#### [Task description]
Copy each line of the data below with the word "this".

#### [Data supplied]
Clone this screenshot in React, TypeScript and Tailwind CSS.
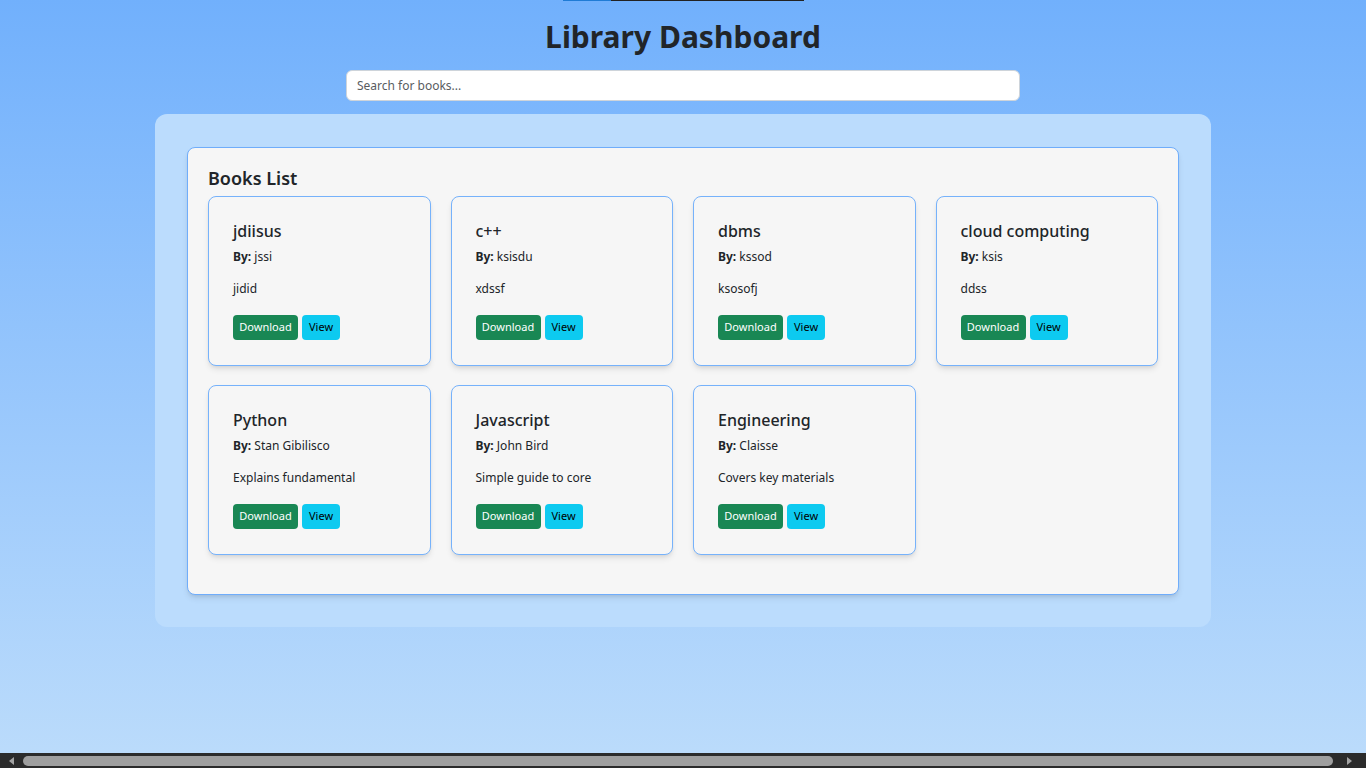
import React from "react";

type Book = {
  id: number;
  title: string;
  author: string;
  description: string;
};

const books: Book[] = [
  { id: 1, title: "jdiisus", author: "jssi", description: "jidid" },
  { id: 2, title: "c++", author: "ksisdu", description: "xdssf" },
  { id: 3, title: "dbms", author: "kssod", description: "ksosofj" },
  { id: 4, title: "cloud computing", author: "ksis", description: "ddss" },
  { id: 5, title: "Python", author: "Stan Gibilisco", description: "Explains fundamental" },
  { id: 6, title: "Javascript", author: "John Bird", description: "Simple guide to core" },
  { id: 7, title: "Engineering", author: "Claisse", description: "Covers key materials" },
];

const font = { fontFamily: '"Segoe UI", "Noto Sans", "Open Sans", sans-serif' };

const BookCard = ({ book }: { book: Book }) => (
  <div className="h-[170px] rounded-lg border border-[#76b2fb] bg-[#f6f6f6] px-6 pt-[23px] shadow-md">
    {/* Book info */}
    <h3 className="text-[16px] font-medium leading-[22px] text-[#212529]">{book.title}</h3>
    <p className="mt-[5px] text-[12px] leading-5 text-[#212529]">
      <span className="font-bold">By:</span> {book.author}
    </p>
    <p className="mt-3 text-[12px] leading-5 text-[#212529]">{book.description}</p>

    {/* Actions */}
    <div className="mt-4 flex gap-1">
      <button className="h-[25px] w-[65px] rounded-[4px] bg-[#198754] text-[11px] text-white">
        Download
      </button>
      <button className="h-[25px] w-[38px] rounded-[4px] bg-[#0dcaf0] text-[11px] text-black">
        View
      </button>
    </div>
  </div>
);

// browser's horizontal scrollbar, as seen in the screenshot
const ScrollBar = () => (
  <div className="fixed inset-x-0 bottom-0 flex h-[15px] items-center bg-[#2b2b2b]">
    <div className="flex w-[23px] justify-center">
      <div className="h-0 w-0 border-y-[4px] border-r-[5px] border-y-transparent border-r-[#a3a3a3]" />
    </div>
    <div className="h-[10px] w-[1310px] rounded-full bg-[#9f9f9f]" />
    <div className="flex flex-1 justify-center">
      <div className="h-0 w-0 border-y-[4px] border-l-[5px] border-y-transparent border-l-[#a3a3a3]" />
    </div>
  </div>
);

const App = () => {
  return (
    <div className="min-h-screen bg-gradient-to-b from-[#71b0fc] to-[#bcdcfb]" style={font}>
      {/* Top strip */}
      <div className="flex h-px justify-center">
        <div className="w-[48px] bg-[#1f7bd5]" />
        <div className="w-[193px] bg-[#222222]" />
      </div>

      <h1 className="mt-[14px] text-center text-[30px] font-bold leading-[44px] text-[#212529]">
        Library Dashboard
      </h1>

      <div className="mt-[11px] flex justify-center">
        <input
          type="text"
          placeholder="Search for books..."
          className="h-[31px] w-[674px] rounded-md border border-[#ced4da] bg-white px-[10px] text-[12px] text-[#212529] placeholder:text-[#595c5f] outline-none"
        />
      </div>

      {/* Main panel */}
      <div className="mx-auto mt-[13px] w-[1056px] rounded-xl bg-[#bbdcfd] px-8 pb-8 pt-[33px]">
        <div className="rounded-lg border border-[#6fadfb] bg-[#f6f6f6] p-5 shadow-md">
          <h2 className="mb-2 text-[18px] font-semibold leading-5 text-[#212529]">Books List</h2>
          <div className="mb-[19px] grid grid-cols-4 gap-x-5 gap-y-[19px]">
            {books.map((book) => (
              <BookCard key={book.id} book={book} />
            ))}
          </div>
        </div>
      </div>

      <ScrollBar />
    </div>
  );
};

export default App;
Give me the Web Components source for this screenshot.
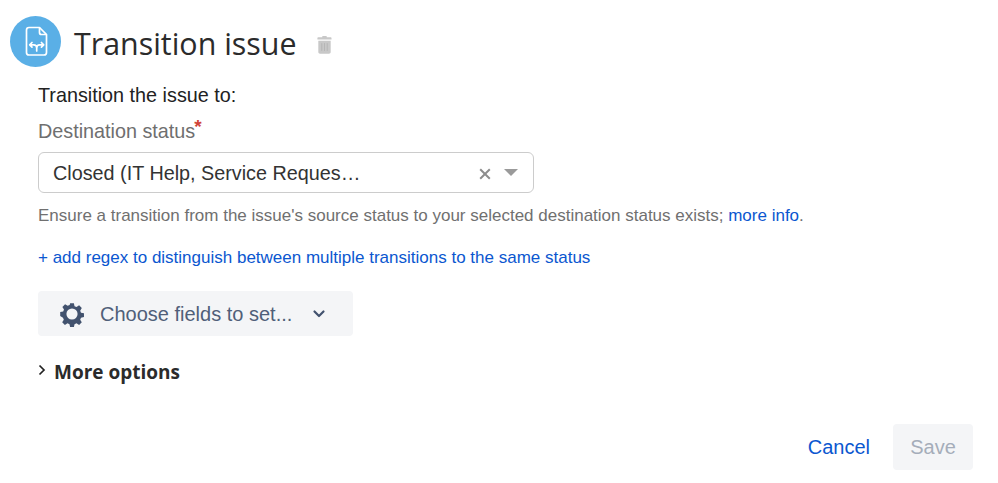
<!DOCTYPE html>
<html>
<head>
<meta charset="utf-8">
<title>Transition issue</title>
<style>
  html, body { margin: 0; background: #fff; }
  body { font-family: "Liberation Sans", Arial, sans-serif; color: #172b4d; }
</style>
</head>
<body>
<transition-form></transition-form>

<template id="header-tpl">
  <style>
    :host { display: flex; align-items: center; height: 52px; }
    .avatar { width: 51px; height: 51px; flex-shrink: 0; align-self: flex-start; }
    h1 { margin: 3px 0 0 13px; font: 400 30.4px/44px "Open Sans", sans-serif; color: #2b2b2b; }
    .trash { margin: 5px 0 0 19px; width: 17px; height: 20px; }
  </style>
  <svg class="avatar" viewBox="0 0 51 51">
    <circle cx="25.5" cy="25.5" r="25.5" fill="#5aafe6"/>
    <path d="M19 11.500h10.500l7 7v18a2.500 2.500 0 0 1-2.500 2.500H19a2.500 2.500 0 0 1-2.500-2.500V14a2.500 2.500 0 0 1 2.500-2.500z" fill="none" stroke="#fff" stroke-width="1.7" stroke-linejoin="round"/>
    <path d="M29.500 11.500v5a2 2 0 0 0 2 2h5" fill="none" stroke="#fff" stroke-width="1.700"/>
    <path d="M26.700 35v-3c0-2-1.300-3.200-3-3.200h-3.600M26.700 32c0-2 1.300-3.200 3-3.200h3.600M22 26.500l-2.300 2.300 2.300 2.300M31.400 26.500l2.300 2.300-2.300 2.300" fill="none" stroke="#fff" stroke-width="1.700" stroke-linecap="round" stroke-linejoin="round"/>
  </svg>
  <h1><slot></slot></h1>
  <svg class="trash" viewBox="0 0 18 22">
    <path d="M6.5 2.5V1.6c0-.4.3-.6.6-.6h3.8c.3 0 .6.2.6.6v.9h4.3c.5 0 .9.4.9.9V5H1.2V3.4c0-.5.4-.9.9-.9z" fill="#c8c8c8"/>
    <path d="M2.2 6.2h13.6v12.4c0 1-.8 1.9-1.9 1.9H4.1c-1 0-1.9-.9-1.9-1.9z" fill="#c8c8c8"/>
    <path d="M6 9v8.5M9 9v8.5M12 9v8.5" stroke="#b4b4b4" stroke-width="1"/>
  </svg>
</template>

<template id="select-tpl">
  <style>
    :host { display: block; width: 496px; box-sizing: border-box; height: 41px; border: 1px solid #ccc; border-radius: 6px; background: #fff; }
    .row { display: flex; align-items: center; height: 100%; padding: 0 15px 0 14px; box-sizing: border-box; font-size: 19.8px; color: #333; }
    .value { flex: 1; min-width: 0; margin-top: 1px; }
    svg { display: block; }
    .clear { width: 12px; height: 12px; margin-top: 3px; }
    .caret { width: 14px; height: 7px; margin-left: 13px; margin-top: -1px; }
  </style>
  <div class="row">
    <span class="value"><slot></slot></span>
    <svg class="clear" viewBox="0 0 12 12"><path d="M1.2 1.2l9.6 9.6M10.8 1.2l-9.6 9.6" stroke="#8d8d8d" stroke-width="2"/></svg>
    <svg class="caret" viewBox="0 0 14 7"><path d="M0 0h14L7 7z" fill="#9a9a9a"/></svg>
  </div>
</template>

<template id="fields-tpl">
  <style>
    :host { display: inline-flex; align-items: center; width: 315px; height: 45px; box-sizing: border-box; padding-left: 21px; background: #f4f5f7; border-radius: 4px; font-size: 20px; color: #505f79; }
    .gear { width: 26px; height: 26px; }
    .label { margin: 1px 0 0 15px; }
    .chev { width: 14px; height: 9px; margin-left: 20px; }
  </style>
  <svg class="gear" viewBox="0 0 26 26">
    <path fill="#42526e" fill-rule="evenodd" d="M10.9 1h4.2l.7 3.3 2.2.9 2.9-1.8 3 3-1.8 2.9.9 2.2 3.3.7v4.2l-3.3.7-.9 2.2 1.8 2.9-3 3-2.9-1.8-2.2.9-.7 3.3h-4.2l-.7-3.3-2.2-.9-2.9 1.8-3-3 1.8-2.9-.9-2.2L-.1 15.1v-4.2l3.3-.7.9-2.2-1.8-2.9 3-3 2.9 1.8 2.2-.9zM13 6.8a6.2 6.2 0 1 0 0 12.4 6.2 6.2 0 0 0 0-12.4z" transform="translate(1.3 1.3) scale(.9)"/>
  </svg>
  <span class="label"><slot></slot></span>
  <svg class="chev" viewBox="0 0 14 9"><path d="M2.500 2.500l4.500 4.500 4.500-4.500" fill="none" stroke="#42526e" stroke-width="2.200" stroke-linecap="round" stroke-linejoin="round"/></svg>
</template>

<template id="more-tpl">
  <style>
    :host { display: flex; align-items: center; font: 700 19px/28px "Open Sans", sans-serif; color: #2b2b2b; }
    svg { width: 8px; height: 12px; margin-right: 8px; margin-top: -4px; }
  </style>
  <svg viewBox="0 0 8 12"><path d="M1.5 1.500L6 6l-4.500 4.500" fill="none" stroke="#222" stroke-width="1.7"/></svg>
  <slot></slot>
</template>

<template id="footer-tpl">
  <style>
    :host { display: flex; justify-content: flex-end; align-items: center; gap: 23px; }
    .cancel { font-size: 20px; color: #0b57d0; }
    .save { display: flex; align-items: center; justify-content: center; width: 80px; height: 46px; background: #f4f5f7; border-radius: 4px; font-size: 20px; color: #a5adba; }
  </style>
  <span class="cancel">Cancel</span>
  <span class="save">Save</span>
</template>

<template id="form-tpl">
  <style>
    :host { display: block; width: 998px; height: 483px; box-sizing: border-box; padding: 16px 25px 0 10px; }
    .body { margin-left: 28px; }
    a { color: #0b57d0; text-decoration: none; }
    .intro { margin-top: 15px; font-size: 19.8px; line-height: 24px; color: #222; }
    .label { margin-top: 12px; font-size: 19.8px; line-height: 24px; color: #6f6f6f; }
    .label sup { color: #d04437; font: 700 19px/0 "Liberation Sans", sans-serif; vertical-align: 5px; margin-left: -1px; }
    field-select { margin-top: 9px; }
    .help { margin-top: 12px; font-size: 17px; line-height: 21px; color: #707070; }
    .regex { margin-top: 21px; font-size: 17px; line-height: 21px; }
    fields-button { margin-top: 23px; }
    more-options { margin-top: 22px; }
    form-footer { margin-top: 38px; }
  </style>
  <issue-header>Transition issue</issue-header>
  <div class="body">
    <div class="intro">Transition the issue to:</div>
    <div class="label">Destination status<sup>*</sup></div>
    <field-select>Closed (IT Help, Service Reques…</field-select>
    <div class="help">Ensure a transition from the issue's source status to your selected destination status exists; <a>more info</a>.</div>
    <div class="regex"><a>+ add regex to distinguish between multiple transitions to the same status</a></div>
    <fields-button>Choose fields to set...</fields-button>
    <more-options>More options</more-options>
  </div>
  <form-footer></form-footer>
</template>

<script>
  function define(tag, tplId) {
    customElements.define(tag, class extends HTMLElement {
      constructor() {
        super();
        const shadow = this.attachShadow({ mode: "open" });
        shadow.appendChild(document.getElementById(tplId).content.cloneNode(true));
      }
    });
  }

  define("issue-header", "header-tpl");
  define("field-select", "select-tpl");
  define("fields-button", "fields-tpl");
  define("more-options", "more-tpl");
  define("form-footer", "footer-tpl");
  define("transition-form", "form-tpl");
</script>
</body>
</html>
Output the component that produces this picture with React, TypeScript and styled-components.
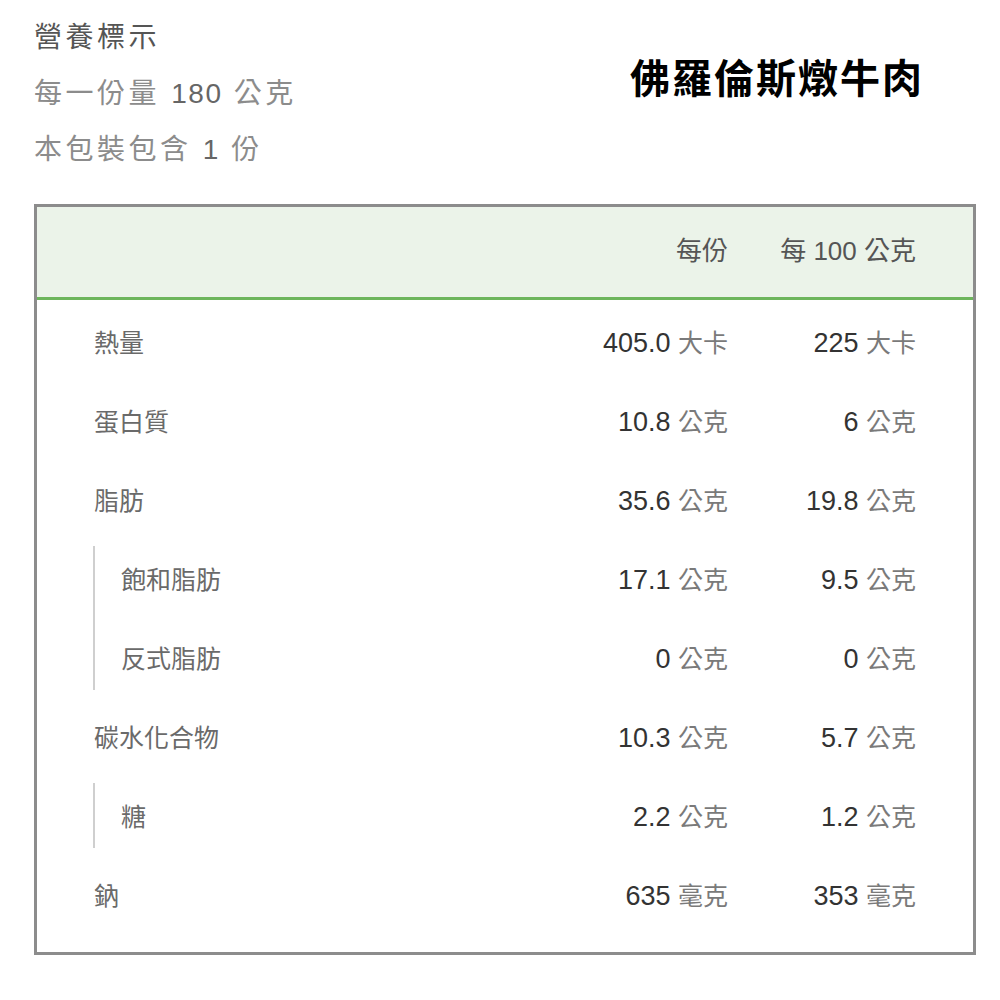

#### [Answer in full]
Clone this screenshot in React, TypeScript and Tailwind CSS.
Give me the Web Components source for this screenshot.
        const shadow = this.attachShadow({ mode: "open" });
Output the component that produces this picture with React, TypeScript and styled-components.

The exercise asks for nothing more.